EdgeQ Samples World’s 1st Software-Defined 5G Base Station-on-a-Chip

EdgeQ Inc, a leader in 5G wireless infrastructure, today announced sampling of its revolutionary 5G Base Station-on-a-Chip to Tier 1 customers deploying next-generation wireless edge networks for the enterprise, telco and cloud markets. EdgeQ is sampling the full suite solution to customers developing enterprise-grade 5G access points, Open-Radio Access Network (O-RAN) based Radio Unit (RU) and Distributed Unit (DU).

Successful deployment of Radio Access Networks (RAN) requires the availability and access to production-ready Physical Layer (PHY) hardware and software that governs all the essential protocols and features of 4G/5G.  Traditional merchant silicon vendors offer the PHY as a reference software, placing the development burden on customers to invest years of effort to operationalize into production. By abstracting this friction with a total platform solution including a production-readied 5G PHY software, EdgeQ says that frees customers from the substantial investments, resources and time typically associated with productizing the 4G/5G PHY layer.

“Traditional market approaches offer baseband processing hardware and PHY software as separate topics, where the burden of proof rests on customers to fully productize and enable.

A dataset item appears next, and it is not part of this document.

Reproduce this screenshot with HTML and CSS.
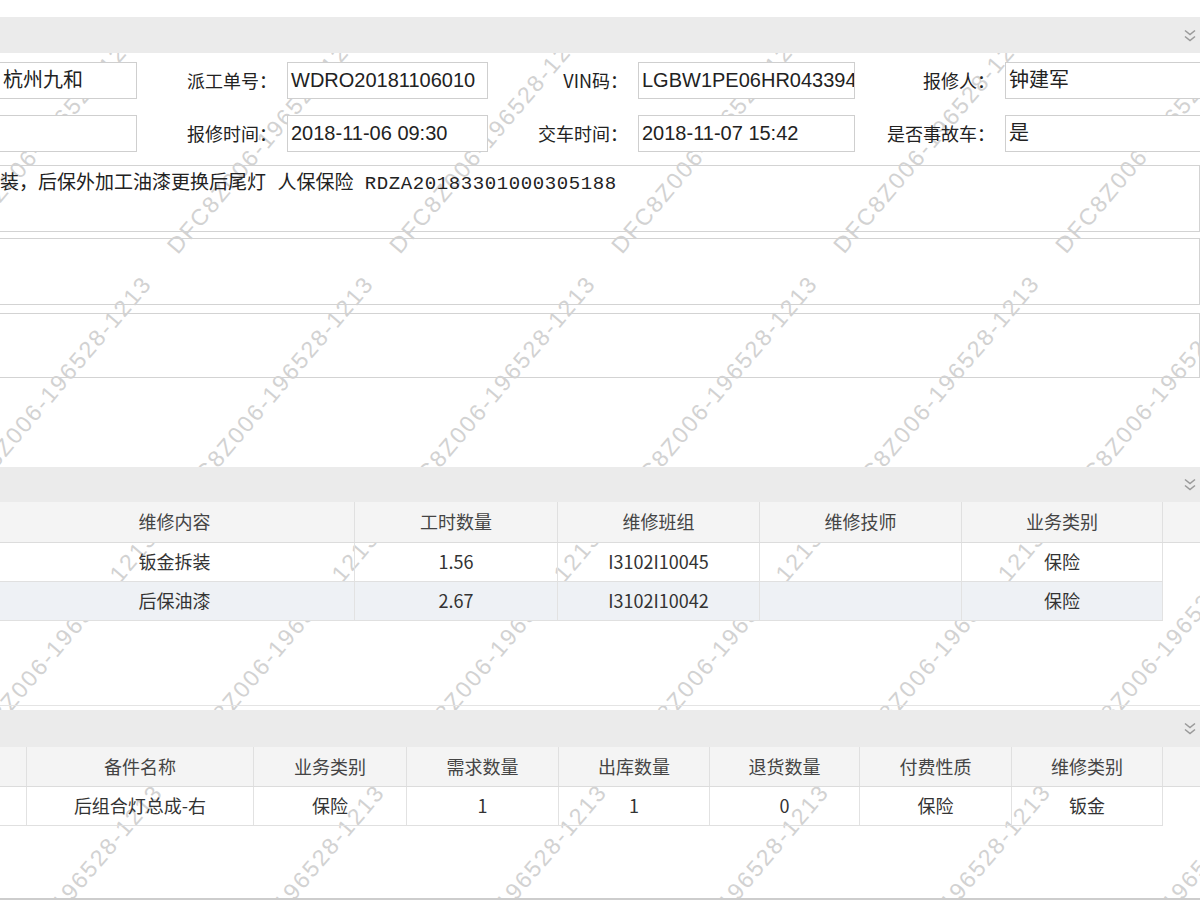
FILE: index.html
```html
<!DOCTYPE html>
<html lang="zh-CN">
<head>
<meta charset="utf-8">
<title>维修工单</title>
<link rel="stylesheet" href="styles.css">
</head>
<body>
<div class="page">
  <div class="wm" aria-hidden="true">
    <div class="wm-line"><span>DFC8Z006-196528-1213</span><span>DFC8Z006-196528-1213</span><span>DFC8Z006-196528-1213</span><span>DFC8Z006-196528-1213</span><span>DFC8Z006-196528-1213</span><span>DFC8Z006-196528-1213</span></div>
    <div class="wm-line"><span>DFC8Z006-196528-1213</span><span>DFC8Z006-196528-1213</span><span>DFC8Z006-196528-1213</span><span>DFC8Z006-196528-1213</span><span>DFC8Z006-196528-1213</span><span>DFC8Z006-196528-1213</span></div>
    <div class="wm-line"><span>DFC8Z006-196528-1213</span><span>DFC8Z006-196528-1213</span><span>DFC8Z006-196528-1213</span><span>DFC8Z006-196528-1213</span><span>DFC8Z006-196528-1213</span><span>DFC8Z006-196528-1213</span></div>
    <div class="wm-line"><span>DFC8Z006-196528-1213</span><span>DFC8Z006-196528-1213</span><span>DFC8Z006-196528-1213</span><span>DFC8Z006-196528-1213</span><span>DFC8Z006-196528-1213</span><span>DFC8Z006-196528-1213</span></div>
    <div class="wm-line"><span>DFC8Z006-196528-1213</span><span>DFC8Z006-196528-1213</span><span>DFC8Z006-196528-1213</span><span>DFC8Z006-196528-1213</span><span>DFC8Z006-196528-1213</span><span>DFC8Z006-196528-1213</span></div>
    <div class="wm-line"><span>DFC8Z006-196528-1213</span><span>DFC8Z006-196528-1213</span><span>DFC8Z006-196528-1213</span><span>DFC8Z006-196528-1213</span><span>DFC8Z006-196528-1213</span><span>DFC8Z006-196528-1213</span></div>
    <div class="wm-line"><span>DFC8Z006-196528-1213</span><span>DFC8Z006-196528-1213</span><span>DFC8Z006-196528-1213</span><span>DFC8Z006-196528-1213</span><span>DFC8Z006-196528-1213</span><span>DFC8Z006-196528-1213</span></div>
    <div class="wm-line"><span>DFC8Z006-196528-1213</span><span>DFC8Z006-196528-1213</span><span>DFC8Z006-196528-1213</span><span>DFC8Z006-196528-1213</span><span>DFC8Z006-196528-1213</span><span>DFC8Z006-196528-1213</span></div>
    <div class="wm-line"><span>DFC8Z006-196528-1213</span><span>DFC8Z006-196528-1213</span><span>DFC8Z006-196528-1213</span><span>DFC8Z006-196528-1213</span><span>DFC8Z006-196528-1213</span><span>DFC8Z006-196528-1213</span></div>
    <div class="wm-line"><span>DFC8Z006-196528-1213</span><span>DFC8Z006-196528-1213</span><span>DFC8Z006-196528-1213</span><span>DFC8Z006-196528-1213</span><span>DFC8Z006-196528-1213</span><span>DFC8Z006-196528-1213</span></div>
  </div>

  <div class="content">
    <section class="panel panel-info">
      <div class="bar">
        <svg class="chev" viewBox="0 0 14 15"><path d="M2 2.5 L7 6.5 L12 2.5 M2 8.5 L7 12.5 L12 8.5" fill="none" stroke="#9a9a9a" stroke-width="1.6"/></svg>
      </div>
      <div class="form">
        <div class="field">杭州九和</div>
        <div class="lbl">派工单号：</div>
        <div class="field">WDRO20181106010</div>
        <div class="lbl">VIN码：</div>
        <div class="field">LGBW1PE06HR043394</div>
        <div class="lbl">报修人：</div>
        <div class="field">钟建军</div>

        <div class="field"></div>
        <div class="lbl">报修时间：</div>
        <div class="field">2018-11-06 09:30</div>
        <div class="lbl">交车时间：</div>
        <div class="field">2018-11-07 15:42</div>
        <div class="lbl">是否事故车：</div>
        <div class="field">是</div>
      </div>
      <div class="memo memo-1">装，后保外加工油漆更换后尾灯 人保保险 <span class="code">RDZA20183301000305188</span></div>
      <div class="memo memo-2"></div>
      <div class="memo memo-3"></div>
    </section>

    <section class="panel panel-work">
      <div class="bar bar-work">
        <svg class="chev" viewBox="0 0 14 15"><path d="M2 2.5 L7 6.5 L12 2.5 M2 8.5 L7 12.5 L12 8.5" fill="none" stroke="#9a9a9a" stroke-width="1.6"/></svg>
      </div>
      <div class="grid-head work-cols">
        <div class="th">维修内容</div>
        <div class="th">工时数量</div>
        <div class="th">维修班组</div>
        <div class="th">维修技师</div>
        <div class="th">业务类别</div>
        <div class="th th-fill"></div>
      </div>
      <div class="grid-row work-cols">
        <div class="td">钣金拆装</div>
        <div class="td">1.56</div>
        <div class="td">I3102I10045</div>
        <div class="td"></div>
        <div class="td">保险</div>
      </div>
      <div class="grid-row work-cols alt">
        <div class="td">后保油漆</div>
        <div class="td">2.67</div>
        <div class="td">I3102I10042</div>
        <div class="td"></div>
        <div class="td">保险</div>
      </div>
    </section>

    <section class="panel panel-parts">
      <div class="bar bar-parts">
        <svg class="chev" viewBox="0 0 14 15"><path d="M2 2.5 L7 6.5 L12 2.5 M2 8.5 L7 12.5 L12 8.5" fill="none" stroke="#9a9a9a" stroke-width="1.6"/></svg>
      </div>
      <div class="grid-head parts-cols parts-head">
        <div class="th"></div>
        <div class="th">备件名称</div>
        <div class="th">业务类别</div>
        <div class="th">需求数量</div>
        <div class="th">出库数量</div>
        <div class="th">退货数量</div>
        <div class="th">付费性质</div>
        <div class="th">维修类别</div>
        <div class="th th-fill"></div>
      </div>
      <div class="grid-row parts-cols">
        <div class="td"></div>
        <div class="td">后组合灯总成-右</div>
        <div class="td">保险</div>
        <div class="td">1</div>
        <div class="td">1</div>
        <div class="td">0</div>
        <div class="td">保险</div>
        <div class="td">钣金</div>
      </div>
    </section>
  </div>
</div>
</body>
</html>
```

FILE: styles.css
```css
* { box-sizing: border-box; }

html, body {
  margin: 0;
  padding: 0;
  background: #fff;
}

body {
  font-family: "Noto Sans CJK SC", "Liberation Sans", sans-serif;
  color: #333;
}

.page {
  position: relative;
  width: 1200px;
  height: 900px;
  overflow: hidden;
  background: #fff;
}

/* watermark layer (behind the panels) */
.wm {
  position: absolute;
  left: -613px;
  top: 521px;
  width: 1700px;
  height: 1700px;
  transform-origin: 0 0;
  transform: rotate(-49.6deg);
  z-index: 0;
  pointer-events: none;
  font-family: "Liberation Sans", sans-serif;
  font-size: 23px;
  letter-spacing: 2px;
  color: #d2d2d2;
}

.wm-line {
  height: 169px;
  line-height: 169px;
  white-space: nowrap;
}

.wm-line span {
  display: inline-block;
  width: 334px;
}

.wm-line:nth-child(1) { padding-left: 93px; }
.wm-line:nth-child(2) { padding-left: 237px; }
.wm-line:nth-child(3) { padding-left: 47px; }
.wm-line:nth-child(4) { padding-left: 191px; }
.wm-line:nth-child(5) { padding-left: 1px; }
.wm-line:nth-child(6) { padding-left: 145px; }
.wm-line:nth-child(7) { padding-left: 289px; }
.wm-line:nth-child(8) { padding-left: 99px; }
.wm-line:nth-child(9) { padding-left: 243px; }
.wm-line:nth-child(10) { padding-left: 53px; }

.content {
  position: relative;
  z-index: 1;
  padding-top: 17px;
}

/* collapsible panel title bars */
.bar {
  height: 36px;
  background: #ebebeb;
  display: flex;
  justify-content: flex-end;
  align-items: center;
  padding-right: 3px;
}

.bar-work { height: 35px; }
.bar-parts { height: 37px; }

.chev {
  width: 14px;
  height: 15px;
  display: block;
}

/* form */
.form {
  display: grid;
  grid-template-columns: 138px 150px 201px 150px 217px 150px 1fr;
  grid-auto-rows: 37px;
  row-gap: 16px;
  margin: 9px 0 0 -1px;
  width: 1212px;
}

.field {
  background: #fff;
  border: 1px solid #cfcfcf;
  font-family: "Liberation Sans", "Noto Sans CJK SC", sans-serif;
  font-size: 20px;
  color: #222;
  line-height: 34px;
  padding-left: 3px;
  white-space: nowrap;
  overflow: hidden;
}

.lbl {
  font-size: 18px;
  color: #222;
  text-align: right;
  padding-right: 10px;
  line-height: 37px;
  white-space: nowrap;
}

/* memo boxes */
.memo {
  border: 1px solid #d3d3d3;
  margin-left: -2px;
  width: 1202px;
}

.memo-1 {
  margin-top: 13px;
  height: 67px;
  padding: 5px 0 0 1px;
  font-family: "Liberation Mono", "Noto Sans CJK SC", monospace;
  font-size: 19px;
  line-height: 26px;
  color: #222;
  white-space: nowrap;
}

.memo-1 .code {
  letter-spacing: 0.6px;
}

.memo-2 {
  margin-top: 6px;
  height: 67px;
}

.memo-3 {
  margin-top: 8px;
  height: 65px;
}

/* panels */
.panel-work {
  margin-top: 89px;
}

.panel-parts {
  margin-top: 84px;
  border-top: 1px solid #e4e4e4;
  border-bottom: 2px solid #cdcdcd;
  padding-top: 4px;
  height: 195px;
}

/* grids */
.grid-head,
.grid-row {
  display: grid;
  font-size: 18px;
}

.grid-head {
  background: #f4f4f4;
  border-bottom: 1px solid #dcdcdc;
  height: 41px;
}

.parts-head { height: 40px; }

.grid-row {
  border-bottom: 1px solid #e0e0e0;
  height: 39px;
}

.grid-row.alt {
  background: #eef1f5;
}

.work-cols {
  grid-template-columns: 360px 203px 202px 202px 201px 1fr;
  margin-left: -5px;
}

.grid-head.work-cols { width: 1212px; }
.grid-row.work-cols { width: 1168px; }

.parts-cols {
  grid-template-columns: 37px 227px 153px 152px 151px 150px 152px 151px 1fr;
  margin-left: -10px;
}

.grid-head.parts-cols { width: 1222px; }
.grid-row.parts-cols { width: 1173px; }

.th {
  text-align: center;
  line-height: 39px;
  color: #444;
  border-right: 1px solid #e0e0e0;
  white-space: nowrap;
}

.th-fill { border-right: 0; }

.td {
  text-align: center;
  line-height: 37px;
  color: #333;
  border-right: 1px solid #e2e2e2;
  white-space: nowrap;
}
```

EdgeQ has the ability and completeness to accelerate the market with a production-grade RAN stack that is also customizable and programmable,” said Chris DePuy, Technology Analyst at 650 Group. “The linchpin to lowering the 5G entry barrier is enabling operators and organizations with a total turnkey solution that is at the same time agile, flexible, and complete.”

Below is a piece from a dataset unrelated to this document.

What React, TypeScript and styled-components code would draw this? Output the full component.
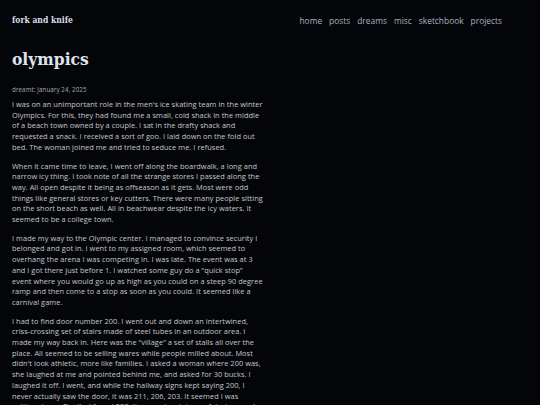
import React from "react";
import styled, { createGlobalStyle } from "styled-components";

const Global = createGlobalStyle`
  html, body { margin: 0; padding: 0; background: #040508; }
  body { font-family: "Open Sans", "Noto Sans", sans-serif; }
`;

const Page = styled.div`
  min-height: 405px;
  background: #040508;
  color: #c4c8cf;
  padding: 0 12px;
  box-sizing: border-box;
`;

const Header = styled.header`
  display: flex;
  align-items: center;
  justify-content: space-between;
  height: 40px;
  padding-right: 26px;
`;

const SiteTitle = styled.a`
  font-family: "DejaVu Serif", serif;
  font-stretch: semi-condensed;
  font-weight: bold;
  font-size: 8.5px;
  color: #d9dee8;
  text-decoration: none;
`;

const Nav = styled.nav`
  display: flex;
  gap: 7px;
`;

const NavLink = styled.a`
  font-family: "Open Sans", sans-serif;
  font-size: 8.4px;
  color: #a9b1c2;
  text-decoration: none;
`;

const Article = styled.article`
  max-width: 252px;
`;

const Title = styled.h1`
  font-family: "DejaVu Serif", serif;
  font-stretch: semi-condensed;
  font-weight: bold;
  font-size: 17.3px;
  color: #dde3ee;
  margin: 8px 0 0;
  line-height: 22px;
`;

const Meta = styled.div`
  font-size: 6.2px;
  letter-spacing: 0.1px;
  color: #a6abb5;
  margin-top: 15px;
`;

const Para = styled.p`
  font-size: 7.4px;
  letter-spacing: 0.05px;
  line-height: 10.7px;
  margin: 8px 0 0;
  color: #c4c8cf;

  &:first-of-type {
    margin-top: 5px;
  }
`;

const paras = [
  "I was on an unimportant role in the men's ice skating team in the winter Olympics. For this, they had found me a small, cold shack in the middle of a beach town owned by a couple. I sat in the drafty shack and requested a snack. I received a sort of goo. I laid down on the fold out bed. The woman joined me and tried to seduce me. I refused.",
  "When it came time to leave, I went off along the boardwalk, a long and narrow icy thing. I took note of all the strange stores I passed along the way. All open despite it being as offseason as it gets. Most were odd things like general stores or key cutters. There were many people sitting on the short beach as well. All in beachwear despite the icy waters. It seemed to be a college town.",
  "I made my way to the Olympic center. I managed to convince security I belonged and got in. I went to my assigned room, which seemed to overhang the arena I was competing in. I was late. The event was at 3 and I got there just before 1. I watched some guy do a \u201cquick stop\u201d event where you would go up as high as you could on a steep 90 degree ramp and then come to a stop as soon as you could. It seemed like a carnival game.",
  "I had to find door number 200. I went out and down an intertwined, criss-crossing set of stairs made of steel tubes in an outdoor area. I made my way back in. Here was the \u201cvillage\u201d a set of stalls all over the place. All seemed to be selling wares while people milled about. Most didn't look athletic, more like families. I asked a woman where 200 was, she laughed at me and pointed behind me, and asked for 30 bucks. I laughed it off. I went, and while the hallway signs kept saying 200, I never actually saw the door, it was 211, 206, 203. It seemed I was getting closer. Finally, I found 200. It opened up into a cafeteria, people milled about.",
];

const links = ["home", "posts", "dreams", "misc", "sketchbook", "projects"];

export default function App() {
  return (
    <Page>
      <Global />
      <Header>
        <SiteTitle href="#">fork and knife</SiteTitle>
        <Nav>
          {links.map((l) => (
            <NavLink key={l} href="#">{l}</NavLink>
          ))}
        </Nav>
      </Header>
      <Article>
        <Title>olympics</Title>
        <Meta>dreamt: January 24, 2025</Meta>
        {paras.map((p, i) => (
          <Para key={i}>{p}</Para>
        ))}
      </Article>
    </Page>
  );
}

Three years in the making, EdgeQ has been collaborating with market-leading wireless infrastructure customers to architect a highly optimized 5G baseband, networking, compute and AI inference system-on-a-chip. By coupling a highly integrated silicon with a production-ready 5G PHY software, EdgeQ uniquely enables a frictionless operating model where customers can deploy all key functionalities and critical algorithms of the radio access network such as beamforming, channel estimation, massive MIMO and interference cancellation out of the box.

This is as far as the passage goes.